When Charles Bowden’s Killing the Hidden Waters was first published in 1977, the population of Arizona – the U.S. state in which he was then living and part of the region in which so much of his narrative takes place – was a little under two-and-a-half million people. In 2003, the year in which his new introduction “What I Learned Watching the Wells Go Down” was added to the fifth paperback printing of the book, the state’s population had risen to over five million. Most who read it thought it both inspired and brilliant, but according to his opening words in the new introduction, he “went wrong:”
The faucet in the kitchen always becomes the reality we believe, and the periodic droughts, one of which for much of the nineties as savaged the West, remain a fantasy. This happens each and every day as the water roars from the faucet and the skies remain dangerously blue. We believe in the immediate moment and decide the future can and will magically take care of itself.
When Bowden originally wrote Killing the Hidden Waters, he intended it to be a primer for any and all interested in a subject that – while as basic as the resources we need to survive can be – can admittedly be a bit, if you’ll pardon the pun, dry when presented in the conventional form in which such things most commonly are explained.

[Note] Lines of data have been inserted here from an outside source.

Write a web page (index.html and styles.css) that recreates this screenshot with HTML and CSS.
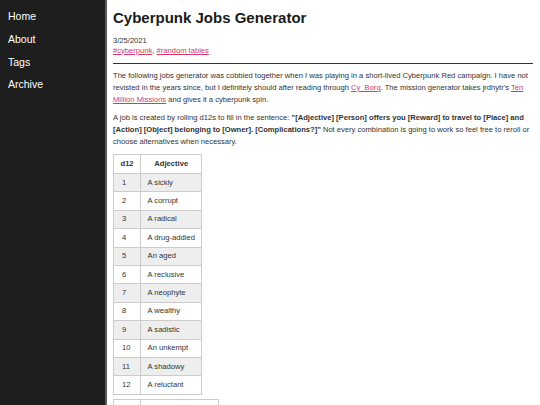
FILE: index.html
```html
<!DOCTYPE html>
<html>
<head>
  <link rel="stylesheet" href="styles.css">
</head>
<body>

  <nav class="sidebar">
    <a class="nav-link" href="#">Home</a>
    <a class="nav-link" href="#">About</a>
    <a class="nav-link" href="#">Tags</a>
    <a class="nav-link" href="#">Archive</a>
  </nav>

  <main class="post">
    <h1 class="post-title">Cyberpunk Jobs Generator</h1>
    <p class="post-date">3/25/2021</p>
    <p class="post-tags"><a href="#">#cyberpunk</a>, <a href="#">#random tables</a></p>
    <hr class="post-rule">

    <p>The following jobs generator was cobbled together when I was playing in a short-lived Cyberpunk Red campaign. I have not revisted in the years since, but I definitely should after reading through <a href="#">Cy_Borg</a>. The mission generator takes jrdhytr's <a href="#">Ten Million Missions</a> and gives it a cyberpunk spin.</p>

    <p>A job is created by rolling d12s to fill in the sentence: <b>"[Adjective] [Person] offers you [Reward] to travel to [Place] and [Action] [Object] belonging to [Owner]. [Complications?]"</b> Not every combination is going to work so feel free to reroll or choose alternatives when necessary.</p>

    <table class="roll-table">
      <tr><th>d12</th><th>Adjective</th></tr>
      <tr><td>1</td><td>A sickly</td></tr>
      <tr><td>2</td><td>A corrupt</td></tr>
      <tr><td>3</td><td>A radical</td></tr>
      <tr><td>4</td><td>A drug-addled</td></tr>
      <tr><td>5</td><td>An aged</td></tr>
      <tr><td>6</td><td>A reclusive</td></tr>
      <tr><td>7</td><td>A neophyte</td></tr>
      <tr><td>8</td><td>A wealthy</td></tr>
      <tr><td>9</td><td>A sadistic</td></tr>
      <tr><td>10</td><td>An unkempt</td></tr>
      <tr><td>11</td><td>A shadowy</td></tr>
      <tr><td>12</td><td>A reluctant</td></tr>
    </table>

    <table class="roll-table">
      <tr><th>d12</th><th>Person</th></tr>
      <tr><td>1</td><td>Corporate suit fixer</td></tr>
    </table>
  </main>

</body>
</html>
```

FILE: styles.css
```css
body {
  margin: 0;
  display: flex;
  height: 405px;
  overflow: hidden;
  font-family: "Liberation Sans", Arial, sans-serif;
  color: #333;
  background: #fff;
}

/* Left navigation column */
.sidebar {
  width: 105px;
  flex-shrink: 0;
  background: #1e1e1e;
  border-right: 2px solid #5a5a5a;
  padding-top: 9px;
  display: flex;
  flex-direction: column;
  gap: 8.8px;
}

.nav-link {
  color: #fff;
  text-decoration: none;
  font-size: 10.5px;
  line-height: 14px;
  padding-left: 8px;
}

.post {
  flex: 1;
  padding: 8px 7px 0 6px;
  font-size: 7.6px;
  line-height: 12px;
}

.post a {
  color: #d6386a;
}

.post-title {
  margin: 0 0 8px 0;
  font-size: 15px;
  line-height: 20px;
  color: #1a1a1a;
}

.post p {
  margin: 0 0 6px 0;
}

.post p.post-date, .post p.post-tags {
  margin: 0;
  line-height: 9.5px;
}

.post-rule {
  margin: 8px 0 6px 0;
  border: none;
  border-top: 1px solid #333;
}

.roll-table {
  border-collapse: collapse;
  margin-top: 4px;
  margin-bottom: 4px;
}

.roll-table th, .roll-table td {
  border: 1px solid #ccc;
  padding: 0 6.5px;
  height: 17.4px;
  text-align: left;
  white-space: nowrap;
}

.roll-table td:first-child {
  padding-left: 8px;
  padding-right: 5px;
}

.roll-table th {
  text-align: center;
  font-weight: bold;
  height: 18px;
}

.roll-table tr:nth-child(even) td {
  background: #eee;
}
```
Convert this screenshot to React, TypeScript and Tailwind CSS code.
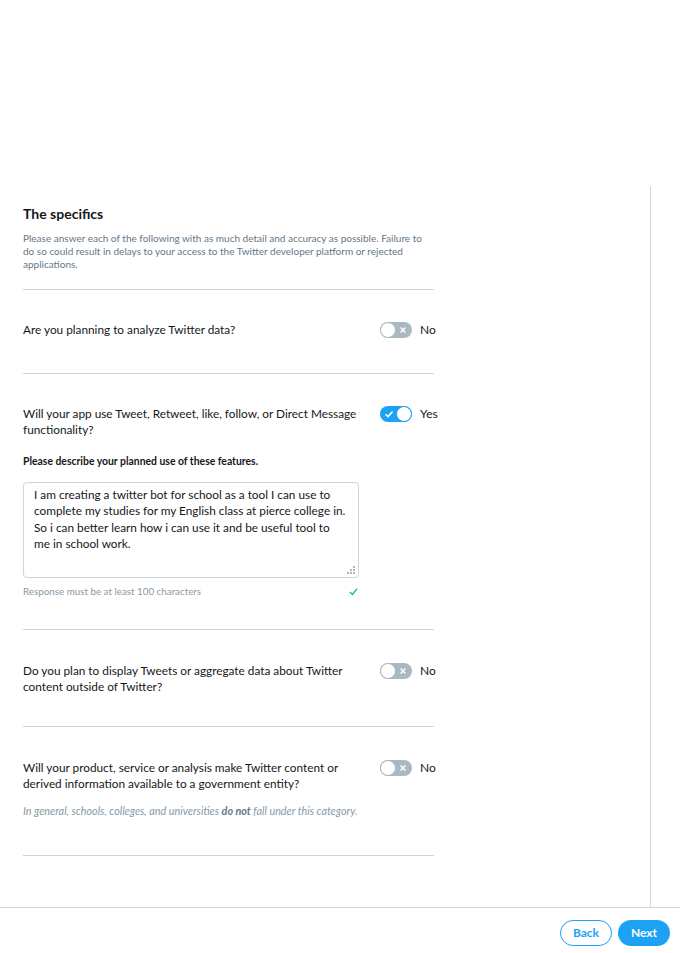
import type { ReactNode } from 'react'

const font = { fontFamily: 'Lato, "Open Sans", sans-serif' }

function Toggle({ on }: { on: boolean }) {
  if (on) {
    return (
      <div className="relative h-4 w-8 shrink-0 rounded-full bg-[#1da1f2]">
        <svg viewBox="0 0 10 10" className="absolute left-[4px] top-[3px] h-[10px] w-[10px]">
          <path d="M1.5 5.2 L4 7.6 L8.6 2.4" fill="none" stroke="white" strokeWidth="1.5" />
        </svg>
        <div className="absolute right-0 top-0 h-4 w-4 rounded-full border border-[#1da1f2] bg-white" />
      </div>
    )
  }
  return (
    <div className="relative h-4 w-8 shrink-0 rounded-full bg-[#aab8c2]">
      <div className="absolute left-0 top-0 h-4 w-4 rounded-full border border-[#aab8c2] bg-white" />
      <svg viewBox="0 0 10 10" className="absolute right-[5px] top-[4px] h-2 w-2">
        <path d="M2 2 L8 8 M8 2 L2 8" stroke="white" strokeWidth="1.8" />
      </svg>
    </div>
  )
}

function Question({ text, on, children }: { text: ReactNode; on: boolean; children?: ReactNode }) {
  return (
    <div>
      <div className="grid grid-cols-[357px_1fr] items-start">
        <p className="pr-[12px] text-[11.8px] leading-4 text-[#14171a]">{text}</p>
        <div className="flex items-center gap-2">
          <Toggle on={on} />
          <span className="text-[12px] leading-4 text-[#14171a]">{on ? 'Yes' : 'No'}</span>
        </div>
      </div>
      {children}
    </div>
  )
}

export default function App() {
  return (
    <div className="flex h-[953px] w-[680px] flex-col bg-white" style={font}>
      <div className="h-[186px] shrink-0" />
      <div className="flex min-h-0 flex-1">
        <div className="w-[651px] border-r border-[#ccd6dd]">
          <div className="w-[434px] pl-[23px]">
            <h2 className="pt-[18px] text-[14px] font-bold leading-5 text-[#14171a]">The specifics</h2>
            <p className="mt-[8px] text-[10px] leading-[13px] text-[#657786]">
              Please answer each of the following with as much detail and accuracy as possible. Failure to do so could
              result in delays to your access to the Twitter developer platform or rejected applications.
            </p>

            <div className="mt-[18px] border-t border-[#ccd6dd] pb-[35px] pt-[32px]">
              <Question text="Are you planning to analyze Twitter data?" on={false} />
            </div>

            <div className="border-t border-[#ccd6dd] pb-[32px] pt-[32px]">
              <Question text="Will your app use Tweet, Retweet, like, follow, or Direct Message functionality?" on>
                <p className="mt-[17px] text-[10.4px] font-bold leading-[13px] text-[#14171a]">
                  Please describe your planned use of these features.
                </p>
                <div className="relative mt-[14px] h-[96px] w-[336px] rounded border border-[#ccd6dd] pl-[10px] pr-[12px] pt-[4px] text-[11.8px] leading-[16.4px] text-[#14171a]">
                  I am creating a twitter bot for school as a tool I can use to complete my studies for my English class
                  at pierce college in. So i can better learn how i can use it and be useful tool to me in school work.
                  <svg viewBox="0 0 8 8" className="absolute bottom-[3px] right-[3px] h-2 w-2" fill="#aab8c2">
                    <rect x="6" y="0" width="2" height="2" />
                    <rect x="3" y="3" width="2" height="2" />
                    <rect x="6" y="3" width="2" height="2" />
                    <rect x="0" y="6" width="2" height="2" />
                    <rect x="3" y="6" width="2" height="2" />
                    <rect x="6" y="6" width="2" height="2" />
                  </svg>
                </div>
                <div className="mt-[7px] flex w-[336px] items-center justify-between">
                  <span className="text-[9.8px] leading-3 text-[#8899a6]">Response must be at least 100 characters</span>
                  <svg viewBox="0 0 10 10" className="mr-[1px] h-[9px] w-[9px]">
                    <path d="M1 5.5 L3.8 8.2 L9 1.8" fill="none" stroke="#17bf63" strokeWidth="1.5" />
                  </svg>
                </div>
              </Question>
            </div>

            <div className="border-t border-[#ccd6dd] pb-[31px] pt-[33px]">
              <Question
                text="Do you plan to display Tweets or aggregate data about Twitter content outside of Twitter?"
                on={false}
              />
            </div>

            <div className="border-t border-[#ccd6dd] pb-[38px] pt-[33px]">
              <Question
                text="Will your product, service or analysis make Twitter content or derived information available to a government entity?"
                on={false}
              >
                <p className="mt-[13px] text-[10.8px] italic leading-3 text-[#8899a6]">
                  In general, schools, colleges, and universities <b className="text-[#657786]">do not</b> fall under
                  this category.
                </p>
              </Question>
            </div>
            <div className="border-t border-[#ccd6dd]" />
          </div>
        </div>
      </div>
      <div className="flex h-[46px] shrink-0 justify-end gap-[6px] border-t border-[#ccd6dd] pr-[10px] pt-[12px]">
        <button className="h-[26px] w-[52px] rounded-full border border-[#1da1f2] bg-white text-[12px] font-bold text-[#1da1f2]">
          Back
        </button>
        <button className="h-[26px] w-[52px] rounded-full bg-[#1da1f2] text-[12px] font-bold text-white">Next</button>
      </div>
    </div>
  )
}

But as he has since proven many times over in his many essays and books published since then, Bowden is not one to approach his subjects in any way that could ever be described as common, and his prose is as far from dry as the bottom of the Pacific ocean is from the surface of the Sonoran desert.

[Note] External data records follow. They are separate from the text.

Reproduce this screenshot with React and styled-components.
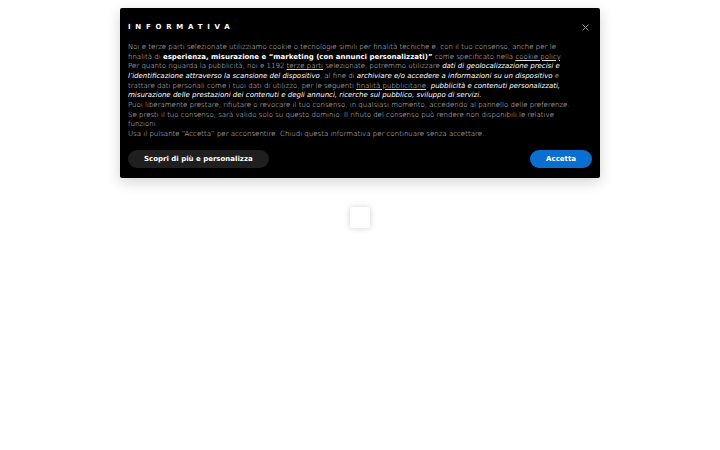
import React from "react";
import styled, { createGlobalStyle } from "styled-components";

const Global = createGlobalStyle`
  html, body { margin: 0; padding: 0; background: #fff; }
  body { font-family: "DejaVu Sans", Verdana, sans-serif; }
`;

const Page = styled.div`
  width: 720px;
  height: 450px;
  position: relative;
  display: flex;
  flex-direction: column;
  align-items: center;
`;

const Loader = styled.div`
  margin-top: 207px;
  width: 20px;
  height: 21px;
  background: #fff;
  border-radius: 2px;
  box-shadow: 0 0 6px rgba(0, 0, 0, 0.18);
`;

const Banner = styled.div`
  position: absolute;
  top: 8px;
  left: 120px;
  width: 480px;
  box-sizing: border-box;
  background: #000;
  border-radius: 2px;
  padding: 15px 8px 10px 8px;
  box-shadow: 0 4px 14px rgba(0, 0, 0, 0.18);
  color: #d4d4d4;
`;

const Title = styled.div`
  font-size: 7px;
  font-weight: bold;
  color: #fff;
  letter-spacing: 4.75px;
  line-height: 9px;
  margin-bottom: 11px;
`;

const Close = styled.button`
  position: absolute;
  top: 12px;
  right: 8px;
  width: 14px;
  height: 14px;
  padding: 0;
  border: none;
  background: transparent;
  display: flex;
  align-items: center;
  justify-content: center;
  cursor: pointer;
`;

const Text = styled.p`
  margin: 0;
  font-size: 7px;
  font-weight: 300;
  line-height: 9.65px;
  color: #dedede;
  white-space: nowrap;
`;

const B = styled.b`
  color: #fff;
  font-weight: bold;
`;

const I = styled.i`
  color: #fff;
  font-weight: 500;
  font-style: italic;
`;

const U = styled.span`
  text-decoration: underline;
`;

const Actions = styled.div`
  display: flex;
  justify-content: space-between;
  align-items: center;
  margin-top: 10px;
`;

const Btn = styled.button`
  height: 18px;
  border: none;
  border-radius: 9px;
  padding: 0 ${(p) => p.$px}px;
  font-family: "DejaVu Sans", Verdana, sans-serif;
  font-size: 7px;
  font-weight: bold;
  color: #fff;
  background: ${(p) => p.$bg};
  cursor: pointer;
`;

export default function App() {
  return (
    <Page>
      <Global />
      <Loader />
      <Banner>
        <Close aria-label="Chiudi">
          <svg width="7" height="7" viewBox="0 0 7 7">
            <path d="M0.5 0.5L6.5 6.5M6.5 0.5L0.5 6.5" stroke="#9a9a9a" strokeWidth="1" />
          </svg>
        </Close>
        <Title>INFORMATIVA</Title>
        <Text>
          Noi e terze parti selezionate utilizziamo cookie o tecnologie simili per finalità tecniche e, con il tuo consenso, anche per le
          <br />
          finalità di <B>esperienza, misurazione e “marketing (con annunci personalizzati)”</B> come specificato nella <U>cookie policy</U>.
          <br />
          Per quanto riguarda la pubblicità, noi e 1192 <U>terze parti</U> selezionate, potremmo utilizzare <I>dati di geolocalizzazione precisi e</I>
          <br />
          <I>l’identificazione attraverso la scansione del dispositivo</I>, al fine di <I>archiviare e/o accedere a informazioni su un dispositivo</I> e
          <br />
          trattare dati personali come i tuoi dati di utilizzo, per le seguenti <U>finalità pubblicitarie</U>: <I>pubblicità e contenuti personalizzati,</I>
          <br />
          <I>misurazione delle prestazioni dei contenuti e degli annunci, ricerche sul pubblico, sviluppo di servizi.</I>
          <br />
          Puoi liberamente prestare, rifiutare o revocare il tuo consenso, in qualsiasi momento, accedendo al pannello delle preferenze.
          <br />
          Se presti il tuo consenso, sarà valido solo su questo dominio. Il rifiuto del consenso può rendere non disponibili le relative
          <br />
          funzioni.
          <br />
          Usa il pulsante “Accetta” per acconsentire. Chiudi questa informativa per continuare senza accettare.
        </Text>
        <Actions>
          <Btn $bg="#1f1f1f" $px={16}>Scopri di più e personalizza</Btn>
          <Btn $bg="#0a6fcf" $px={16}>Accetta</Btn>
        </Actions>
      </Banner>
    </Page>
  );
}
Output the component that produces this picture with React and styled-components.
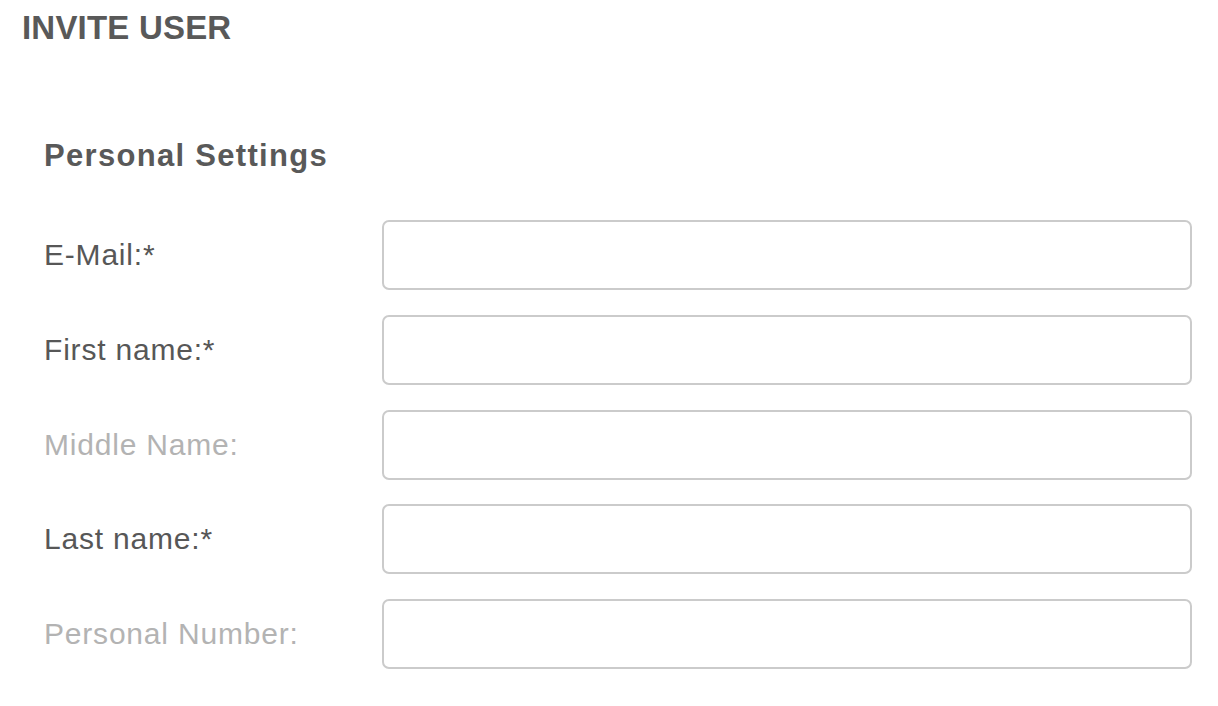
import React from 'react'
import styled, { createGlobalStyle } from 'styled-components'

const GlobalStyle = createGlobalStyle`
  body {
    margin: 0;
    background: #ffffff;
    font-family: 'Liberation Sans', Arial, sans-serif;
  }
`

const fields = [
  { label: 'E-Mail:*', name: 'email', required: true },
  { label: 'First name:*', name: 'firstName', required: true },
  { label: 'Middle Name:', name: 'middleName', required: false },
  { label: 'Last name:*', name: 'lastName', required: true },
  { label: 'Personal Number:', name: 'personalNumber', required: false },
]

function App() {
  return (
    <>
      <GlobalStyle />
      <Page>
        <Title>INVITE USER</Title>
        <Section>
          <SectionTitle>Personal Settings</SectionTitle>
          <Form>
            {fields.map((f) => (
              <Row key={f.name}>
                <Label htmlFor={f.name} $required={f.required}>{f.label}</Label>
                <Input id={f.name} name={f.name} type="text" />
              </Row>
            ))}
          </Form>
        </Section>
      </Page>
    </>
  )
}

const Page = styled.div`
  padding: 8px 26px 0 22px;
`

const Title = styled.h1`
  margin: 0;
  font-size: 33px;
  line-height: 40px;
  font-weight: bold;
  letter-spacing: 0.2px;
  color: #595959;
`

const Section = styled.section`
  padding-left: 22px;
  margin-top: 90px;
`

const SectionTitle = styled.h2`
  margin: 0;
  font-size: 31px;
  line-height: 36px;
  font-weight: bold;
  letter-spacing: 1.3px;
  color: #595959;
`

const Form = styled.form`
  display: flex;
  flex-direction: column;
  gap: 24.75px;
  margin-top: 46px;
`

const Row = styled.div`
  display: grid;
  grid-template-columns: 338px 810px;
  align-items: center;
`

const Label = styled.label`
  font-size: 30px;
  letter-spacing: 0.8px;
  color: ${(p) => (p.$required ? '#575757' : '#b3b3b3')};
`

const Input = styled.input`
  box-sizing: border-box;
  height: 70px;
  width: 100%;
  border: 2px solid #cbcbcb;
  border-radius: 7px;
  background: #ffffff;
  outline: none;
  padding: 0 16px;
  font-size: 26px;
  font-family: 'Liberation Sans', Arial, sans-serif;
`

export default App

Combining the factual precision of the historian, the keen analysis of the sociologist, and the lyricism of the finest story-teller, Bowden approaches the subject of usable water resources not with a recitation of modern-day statistics but by painting the reader a portrait of the Papago – or desert O-otam, a Piman people of the Sonoran desert “who once lived completely in balance with their water resources but now live out of balance with them.”
Living in one of the driest and, by modern standards, inhospitable places on the face of the planet, the O-otam not only lived in but survived because of their desert home for thousands of years. What’s more, they did so without ever tapping the groundwater beneath their feet; the groundwater now so beyond over-exploited by the present-day residents of Phoenix, Tucson, and the rest of southwestern Arizona. Then one day a well-meaning but woefully misinformed outsider drilled a well…
Winding through the cultural histories and practices of the pre-European peoples of the desert southwestern U.S. and northwestern Mexico – as well as some others whose cultures, such as the Comanche, also mostly conformed (albeit in very different ways) to the limits placed upon them by the resources of the region, Bowden leads the reader into a deeper understanding of the ecological dynamics of surface and groundwater in arid environments. To this he also makes clear the more subtle but very important idea that “resource problems are almost always cultural problems and not the result of scarcity.”
The O-otam and their pre-European conquest neighbors developed cultures that – until recently – respected the limitations dictated by the land. The Comanches developed a culture that took into account their respective power to live off the products of other nearby peoples – most of whom themselves lived in balance with the limitations of the land. The European settlers developed a culture that employed technology to live far beyond the capacity of the land. In the case of the water resources of the desert southwest (as well as most everywhere else today) the last of these began tapping deep into the water from the past and borrowing against the future to satisfy the ever-increasing demands of the present.
As of the 2013, the estimate by the U.S. Census of the human population of the state of Arizona is 6,626,624, an increase of 3.7% from that same agency’s 2010 estimate. While some have personally begun to heed the call for conservation in the conduct of their individual lives, the growing demand for water in the state increasingly requires the diversion of water from the rivers flowing across the lands of many other western states. The dominant human culture of the region is now so far out of balance with the limits of the land that all the personal actions of everyone in the state will not put things right; the culture itself must change if all the resource debt already incurred is ever to be repaid even in part.
As Bowden so eloquently closes his new introduction to this present edition, “Welcome to the future, the place that will make us face the experiences of our past.”
Title: Killing the Hidden Waters
Author: Charles Bowden
Publisher: University of Texas Press
Pages:206 pp. with 36 illustrations
Published: originally 1977, this edition 2003
In accordance with Federal Trade Commission 16 CFR Part 255, it is disclosed that the copy of the book read in order to produce this review was provided gratis to the reviewer by the publisher.